## What you have to do
Look for "image" in the listing below. Gather each line that contains it.

## Task material

— START —

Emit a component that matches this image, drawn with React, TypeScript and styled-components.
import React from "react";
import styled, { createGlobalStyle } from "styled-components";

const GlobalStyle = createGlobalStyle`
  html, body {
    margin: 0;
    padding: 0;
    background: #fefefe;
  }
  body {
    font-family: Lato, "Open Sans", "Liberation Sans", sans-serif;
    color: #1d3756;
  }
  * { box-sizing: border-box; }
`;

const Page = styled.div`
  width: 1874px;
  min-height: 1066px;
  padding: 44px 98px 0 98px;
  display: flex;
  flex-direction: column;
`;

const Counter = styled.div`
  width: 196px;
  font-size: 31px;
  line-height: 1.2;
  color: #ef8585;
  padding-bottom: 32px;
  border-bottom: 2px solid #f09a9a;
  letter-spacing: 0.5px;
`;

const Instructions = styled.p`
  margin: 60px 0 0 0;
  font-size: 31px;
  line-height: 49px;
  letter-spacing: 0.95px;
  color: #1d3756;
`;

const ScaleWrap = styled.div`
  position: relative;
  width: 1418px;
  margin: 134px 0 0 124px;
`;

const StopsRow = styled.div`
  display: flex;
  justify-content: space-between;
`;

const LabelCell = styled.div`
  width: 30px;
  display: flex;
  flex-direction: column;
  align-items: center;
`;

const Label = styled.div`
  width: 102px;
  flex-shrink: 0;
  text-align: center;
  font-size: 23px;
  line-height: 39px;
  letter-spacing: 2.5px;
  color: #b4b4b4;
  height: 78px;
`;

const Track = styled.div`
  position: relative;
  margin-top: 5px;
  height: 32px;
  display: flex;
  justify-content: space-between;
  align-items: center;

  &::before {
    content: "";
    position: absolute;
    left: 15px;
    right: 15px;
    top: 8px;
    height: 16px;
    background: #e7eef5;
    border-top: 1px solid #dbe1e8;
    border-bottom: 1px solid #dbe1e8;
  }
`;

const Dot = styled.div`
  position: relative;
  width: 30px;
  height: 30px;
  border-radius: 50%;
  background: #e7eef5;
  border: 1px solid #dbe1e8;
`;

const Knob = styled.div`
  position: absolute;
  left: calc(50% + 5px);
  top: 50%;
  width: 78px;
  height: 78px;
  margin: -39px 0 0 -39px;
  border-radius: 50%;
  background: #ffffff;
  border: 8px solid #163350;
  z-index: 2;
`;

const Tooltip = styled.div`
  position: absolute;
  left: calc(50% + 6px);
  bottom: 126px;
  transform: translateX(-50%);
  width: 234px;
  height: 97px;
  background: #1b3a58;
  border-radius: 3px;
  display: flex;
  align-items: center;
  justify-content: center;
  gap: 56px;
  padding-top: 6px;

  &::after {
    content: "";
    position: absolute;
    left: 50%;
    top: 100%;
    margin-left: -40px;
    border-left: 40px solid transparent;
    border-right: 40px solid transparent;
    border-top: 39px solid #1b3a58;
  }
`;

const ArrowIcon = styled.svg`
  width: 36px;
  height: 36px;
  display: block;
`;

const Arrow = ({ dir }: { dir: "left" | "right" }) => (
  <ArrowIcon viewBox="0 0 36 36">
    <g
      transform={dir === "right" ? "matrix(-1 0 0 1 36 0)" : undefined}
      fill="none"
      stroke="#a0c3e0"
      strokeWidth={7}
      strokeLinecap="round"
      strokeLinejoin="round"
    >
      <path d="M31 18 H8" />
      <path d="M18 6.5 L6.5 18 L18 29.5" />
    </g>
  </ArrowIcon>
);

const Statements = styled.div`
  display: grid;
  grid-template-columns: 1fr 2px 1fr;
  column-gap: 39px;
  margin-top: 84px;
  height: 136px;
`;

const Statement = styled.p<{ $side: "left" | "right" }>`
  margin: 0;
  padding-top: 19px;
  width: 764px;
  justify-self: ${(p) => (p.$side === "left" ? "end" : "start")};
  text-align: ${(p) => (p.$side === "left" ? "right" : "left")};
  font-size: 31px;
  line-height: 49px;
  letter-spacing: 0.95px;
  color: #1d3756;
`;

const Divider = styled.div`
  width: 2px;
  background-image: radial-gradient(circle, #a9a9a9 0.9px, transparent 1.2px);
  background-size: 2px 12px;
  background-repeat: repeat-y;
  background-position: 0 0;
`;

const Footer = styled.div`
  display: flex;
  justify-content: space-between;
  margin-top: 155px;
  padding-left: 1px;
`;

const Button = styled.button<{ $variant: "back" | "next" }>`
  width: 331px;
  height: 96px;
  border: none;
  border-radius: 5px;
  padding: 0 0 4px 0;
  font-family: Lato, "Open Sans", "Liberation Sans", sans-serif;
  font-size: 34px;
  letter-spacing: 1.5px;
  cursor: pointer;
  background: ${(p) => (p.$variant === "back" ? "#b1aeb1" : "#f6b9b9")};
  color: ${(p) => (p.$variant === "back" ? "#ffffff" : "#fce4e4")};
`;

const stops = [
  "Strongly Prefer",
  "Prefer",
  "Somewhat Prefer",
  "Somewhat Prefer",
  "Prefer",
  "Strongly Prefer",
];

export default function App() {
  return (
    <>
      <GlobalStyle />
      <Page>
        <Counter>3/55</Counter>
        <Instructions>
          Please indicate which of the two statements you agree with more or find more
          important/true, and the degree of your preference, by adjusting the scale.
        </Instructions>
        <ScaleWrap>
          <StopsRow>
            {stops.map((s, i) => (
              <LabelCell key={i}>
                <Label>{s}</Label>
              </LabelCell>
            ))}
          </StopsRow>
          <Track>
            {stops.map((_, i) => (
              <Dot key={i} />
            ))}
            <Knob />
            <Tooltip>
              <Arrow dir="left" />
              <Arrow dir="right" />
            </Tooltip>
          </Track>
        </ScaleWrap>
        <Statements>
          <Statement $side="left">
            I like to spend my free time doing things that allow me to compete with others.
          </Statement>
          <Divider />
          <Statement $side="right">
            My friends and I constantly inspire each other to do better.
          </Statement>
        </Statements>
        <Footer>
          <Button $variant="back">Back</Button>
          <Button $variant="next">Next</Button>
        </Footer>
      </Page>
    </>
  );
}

— END —
— START —

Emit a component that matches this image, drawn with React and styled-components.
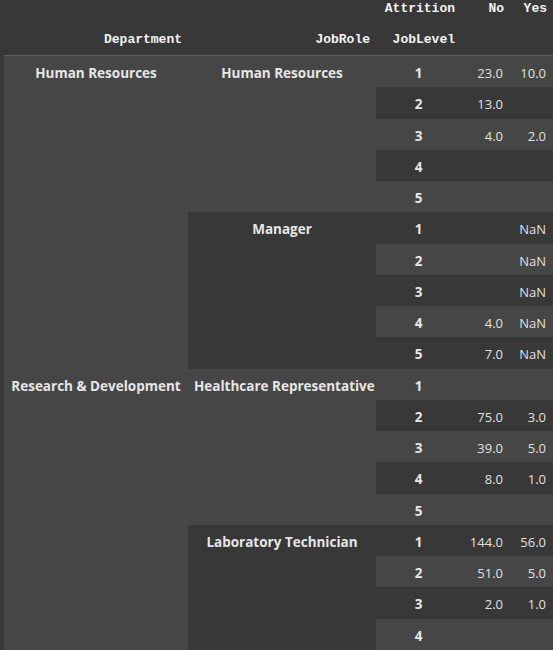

— END —
— START —

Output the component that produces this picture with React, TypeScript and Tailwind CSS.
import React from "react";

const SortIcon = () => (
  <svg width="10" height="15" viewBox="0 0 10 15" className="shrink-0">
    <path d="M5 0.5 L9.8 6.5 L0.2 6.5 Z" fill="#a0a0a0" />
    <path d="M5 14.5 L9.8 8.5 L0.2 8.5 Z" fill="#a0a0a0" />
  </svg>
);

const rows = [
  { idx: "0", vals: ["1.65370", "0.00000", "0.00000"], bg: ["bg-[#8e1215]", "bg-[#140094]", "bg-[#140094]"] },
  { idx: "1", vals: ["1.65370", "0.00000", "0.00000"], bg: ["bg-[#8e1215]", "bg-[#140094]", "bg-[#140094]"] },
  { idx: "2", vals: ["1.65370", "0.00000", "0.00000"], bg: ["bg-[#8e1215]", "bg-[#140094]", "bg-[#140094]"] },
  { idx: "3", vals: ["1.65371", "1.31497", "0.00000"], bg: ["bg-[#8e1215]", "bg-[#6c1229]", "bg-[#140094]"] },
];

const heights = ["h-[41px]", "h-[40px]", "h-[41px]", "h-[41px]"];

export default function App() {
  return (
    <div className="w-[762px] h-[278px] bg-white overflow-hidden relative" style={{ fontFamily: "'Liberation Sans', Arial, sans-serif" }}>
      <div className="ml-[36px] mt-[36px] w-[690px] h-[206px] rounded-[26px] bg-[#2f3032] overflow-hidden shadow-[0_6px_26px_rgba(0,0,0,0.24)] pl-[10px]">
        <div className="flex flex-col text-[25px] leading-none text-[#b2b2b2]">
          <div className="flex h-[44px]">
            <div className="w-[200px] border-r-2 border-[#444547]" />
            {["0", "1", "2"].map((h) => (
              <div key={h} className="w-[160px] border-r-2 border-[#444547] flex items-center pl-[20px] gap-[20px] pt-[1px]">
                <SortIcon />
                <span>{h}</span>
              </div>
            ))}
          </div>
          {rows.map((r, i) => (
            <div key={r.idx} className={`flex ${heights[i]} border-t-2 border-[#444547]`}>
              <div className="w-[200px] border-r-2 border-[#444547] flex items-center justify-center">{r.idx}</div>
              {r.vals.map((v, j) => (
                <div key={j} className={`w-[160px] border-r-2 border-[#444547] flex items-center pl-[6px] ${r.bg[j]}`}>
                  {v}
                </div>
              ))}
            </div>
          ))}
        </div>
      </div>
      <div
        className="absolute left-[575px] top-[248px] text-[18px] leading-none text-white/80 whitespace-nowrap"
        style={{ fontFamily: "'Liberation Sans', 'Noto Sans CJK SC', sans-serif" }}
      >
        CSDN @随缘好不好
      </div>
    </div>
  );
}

— END —

## Written response
Emit a component that matches this image, drawn with React, TypeScript and styled-components.
  background-image: radial-gradient(circle, #a9a9a9 0.9px, transparent 1.2px);
Emit a component that matches this image, drawn with React and styled-components.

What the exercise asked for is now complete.